## Aim
Skip the pictures and quote all of the lines exactly.
───── Information provided ─────
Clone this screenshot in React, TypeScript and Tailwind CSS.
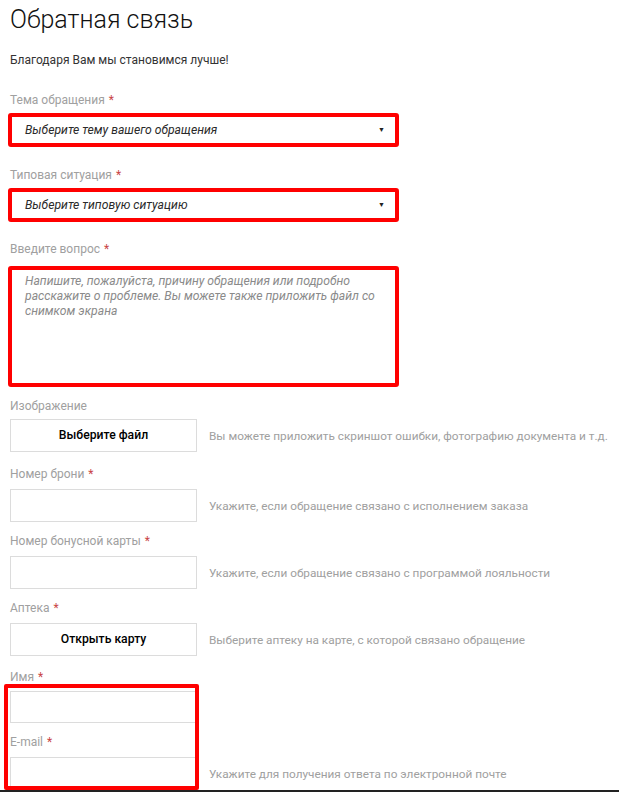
import type { ReactNode } from "react";

const font = { fontFamily: "Roboto, 'Noto Sans', sans-serif" };

function Label({ children, required = true }: { children: ReactNode; required?: boolean }) {
  return (
    <div className="h-[16px] text-[12px] leading-[16px] text-[#a0a0a0]">
      {children}
      {required && <span className="ml-[4px] text-[#c94545]">*</span>}
    </div>
  );
}

function Hint({ children }: { children: ReactNode }) {
  return <div className="whitespace-nowrap text-[11.8px] leading-[16px] text-[#a0a0a0]">{children}</div>;
}

function Select({ text }: { text: string }) {
  return (
    <div className="ml-[-2px] flex h-[34px] w-[391px] items-center justify-between rounded-[3px] border-[4px] border-[#ff0000] pl-[13px] pr-[10px]">
      <span className="text-[12.2px] italic text-[#2a2a2a]">{text}</span>
      <span className="text-[7px] text-[#222]">▼</span>
    </div>
  );
}

function Row({ children, hint }: { children: ReactNode; hint?: string }) {
  return (
    <div className="flex items-center gap-[12px]">
      {children}
      {hint && <Hint>{hint}</Hint>}
    </div>
  );
}

function Input({ height = 33 }: { height?: number }) {
  return <div className="w-[187px] shrink-0 border border-[#dcdcdc] bg-white" style={{ height }} />;
}

function Button({ text }: { text: string }) {
  return (
    <div className="flex h-[33px] w-[187px] shrink-0 items-center justify-center border border-[#dcdcdc] bg-white text-[12.2px] font-medium text-black">
      {text}
    </div>
  );
}

export default function App() {
  return (
    <div className="flex h-[792px] flex-col overflow-hidden bg-white pl-[10px]" style={font}>
      <h1 className="h-[40px] text-[25px] font-light leading-[40px] text-[#111]">Обратная связь</h1>
      <p className="mt-[12px] text-[12px] leading-[16px] text-[#333]">Благодаря Вам мы становимся лучше!</p>

      <div className="mt-[24px]">
        <Label>Тема обращения</Label>
      </div>
      <div className="mt-[5px]">
        <Select text="Выберите тему вашего обращения" />
      </div>

      <div className="mt-[20px]">
        <Label>Типовая ситуация</Label>
      </div>
      <div className="mt-[5px]">
        <Select text="Выберите типовую ситуацию" />
      </div>

      <div className="mt-[19px]">
        <Label>Введите вопрос</Label>
      </div>
      <div className="ml-[-2px] mt-[9px] h-[121px] w-[391px] shrink-0 rounded-[3px] border-[4px] border-[#ff0000] pl-[13px] pt-[4px] text-[12.2px] italic leading-[15px] text-[#8a8a8a]">
        <div>Напишите, пожалуйста, причину обращения или подробно</div>
        <div>расскажите о проблеме. Вы можете также приложить файл со</div>
        <div>снимком экрана</div>
      </div>

      <div className="mt-[11px]">
        <Label required={false}>Изображение</Label>
      </div>
      <div className="mt-[5px]">
        <Row hint="Вы можете приложить скриншот ошибки, фотографию документа и т.д.">
          <Button text="Выберите файл" />
        </Row>
      </div>

      <div className="mt-[14px]">
        <Label>Номер брони</Label>
      </div>
      <div className="mt-[7px]">
        <Row hint="Укажите, если обращение связано с исполнением заказа">
          <Input />
        </Row>
      </div>

      <div className="mt-[11px]">
        <Label>Номер бонусной карты</Label>
      </div>
      <div className="mt-[7px]">
        <Row hint="Укажите, если обращение связано с программой лояльности">
          <Input />
        </Row>
      </div>

      <div className="mt-[11px]">
        <Label>Аптека</Label>
      </div>
      <div className="mt-[7px]">
        <Row hint="Выберите аптеку на карте, с которой связано обращение">
          <Button text="Открыть карту" />
        </Row>
      </div>

      <div className="mt-[13px]">
        <Label>Имя</Label>
      </div>
      <div className="relative mt-[6px]">
        <Input height={32} />
        <div className="mt-[11px]">
          <Label>E-mail</Label>
        </div>
        <div className="mt-[7px]">
          <Row hint="Укажите для получения ответа по электронной почте">
            <Input />
          </Row>
        </div>
        <div className="pointer-events-none absolute left-[-6px] top-[-7px] h-[106px] w-[195px] rounded-[2px] border-[4px] border-[#ff0000]" />
      </div>
      <div className="ml-[-10px] h-[3px] w-[619px] shrink-0 bg-[#222]" />
    </div>
  );
}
─────
## Completed exercise
Clone this screenshot in React, TypeScript and Tailwind CSS.
import type { ReactNode } from "react";

const font = { fontFamily: "Roboto, 'Noto Sans', sans-serif" };

function Label({ children, required = true }: { children: ReactNode; required?: boolean }) {
  return (
    <div className="h-[16px] text-[12px] leading-[16px] text-[#a0a0a0]">
      {children}
      {required && <span className="ml-[4px] text-[#c94545]">*</span>}
    </div>
  );
}

function Hint({ children }: { children: ReactNode }) {
  return <div className="whitespace-nowrap text-[11.8px] leading-[16px] text-[#a0a0a0]">{children}</div>;
}

function Select({ text }: { text: string }) {
  return (
    <div className="ml-[-2px] flex h-[34px] w-[391px] items-center justify-between rounded-[3px] border-[4px] border-[#ff0000] pl-[13px] pr-[10px]">
      <span className="text-[12.2px] italic text-[#2a2a2a]">{text}</span>
      <span className="text-[7px] text-[#222]">▼</span>
    </div>
  );
}

function Row({ children, hint }: { children: ReactNode; hint?: string }) {
  return (
    <div className="flex items-center gap-[12px]">
      {children}
      {hint && <Hint>{hint}</Hint>}
    </div>
  );
}

function Input({ height = 33 }: { height?: number }) {
  return <div className="w-[187px] shrink-0 border border-[#dcdcdc] bg-white" style={{ height }} />;
}

function Button({ text }: { text: string }) {
  return (
    <div className="flex h-[33px] w-[187px] shrink-0 items-center justify-center border border-[#dcdcdc] bg-white text-[12.2px] font-medium text-black">
      {text}
    </div>
  );
}

export default function App() {
  return (
    <div className="flex h-[792px] flex-col overflow-hidden bg-white pl-[10px]" style={font}>
      <h1 className="h-[40px] text-[25px] font-light leading-[40px] text-[#111]">Обратная связь</h1>
      <p className="mt-[12px] text-[12px] leading-[16px] text-[#333]">Благодаря Вам мы становимся лучше!</p>

      <div className="mt-[24px]">
        <Label>Тема обращения</Label>
      </div>
      <div className="mt-[5px]">
        <Select text="Выберите тему вашего обращения" />
      </div>

      <div className="mt-[20px]">
        <Label>Типовая ситуация</Label>
      </div>
      <div className="mt-[5px]">
        <Select text="Выберите типовую ситуацию" />
      </div>

      <div className="mt-[19px]">
        <Label>Введите вопрос</Label>
      </div>
      <div className="ml-[-2px] mt-[9px] h-[121px] w-[391px] shrink-0 rounded-[3px] border-[4px] border-[#ff0000] pl-[13px] pt-[4px] text-[12.2px] italic leading-[15px] text-[#8a8a8a]">
        <div>Напишите, пожалуйста, причину обращения или подробно</div>
        <div>расскажите о проблеме. Вы можете также приложить файл со</div>
        <div>снимком экрана</div>
      </div>

      <div className="mt-[11px]">
        <Label required={false}>Изображение</Label>
      </div>
      <div className="mt-[5px]">
        <Row hint="Вы можете приложить скриншот ошибки, фотографию документа и т.д.">
          <Button text="Выберите файл" />
        </Row>
      </div>

      <div className="mt-[14px]">
        <Label>Номер брони</Label>
      </div>
      <div className="mt-[7px]">
        <Row hint="Укажите, если обращение связано с исполнением заказа">
          <Input />
        </Row>
      </div>

      <div className="mt-[11px]">
        <Label>Номер бонусной карты</Label>
      </div>
      <div className="mt-[7px]">
        <Row hint="Укажите, если обращение связано с программой лояльности">
          <Input />
        </Row>
      </div>

      <div className="mt-[11px]">
        <Label>Аптека</Label>
      </div>
      <div className="mt-[7px]">
        <Row hint="Выберите аптеку на карте, с которой связано обращение">
          <Button text="Открыть карту" />
        </Row>
      </div>

      <div className="mt-[13px]">
        <Label>Имя</Label>
      </div>
      <div className="relative mt-[6px]">
        <Input height={32} />
        <div className="mt-[11px]">
          <Label>E-mail</Label>
        </div>
        <div className="mt-[7px]">
          <Row hint="Укажите для получения ответа по электронной почте">
            <Input />
          </Row>
        </div>
        <div className="pointer-events-none absolute left-[-6px] top-[-7px] h-[106px] w-[195px] rounded-[2px] border-[4px] border-[#ff0000]" />
      </div>
      <div className="ml-[-10px] h-[3px] w-[619px] shrink-0 bg-[#222]" />
    </div>
  );
}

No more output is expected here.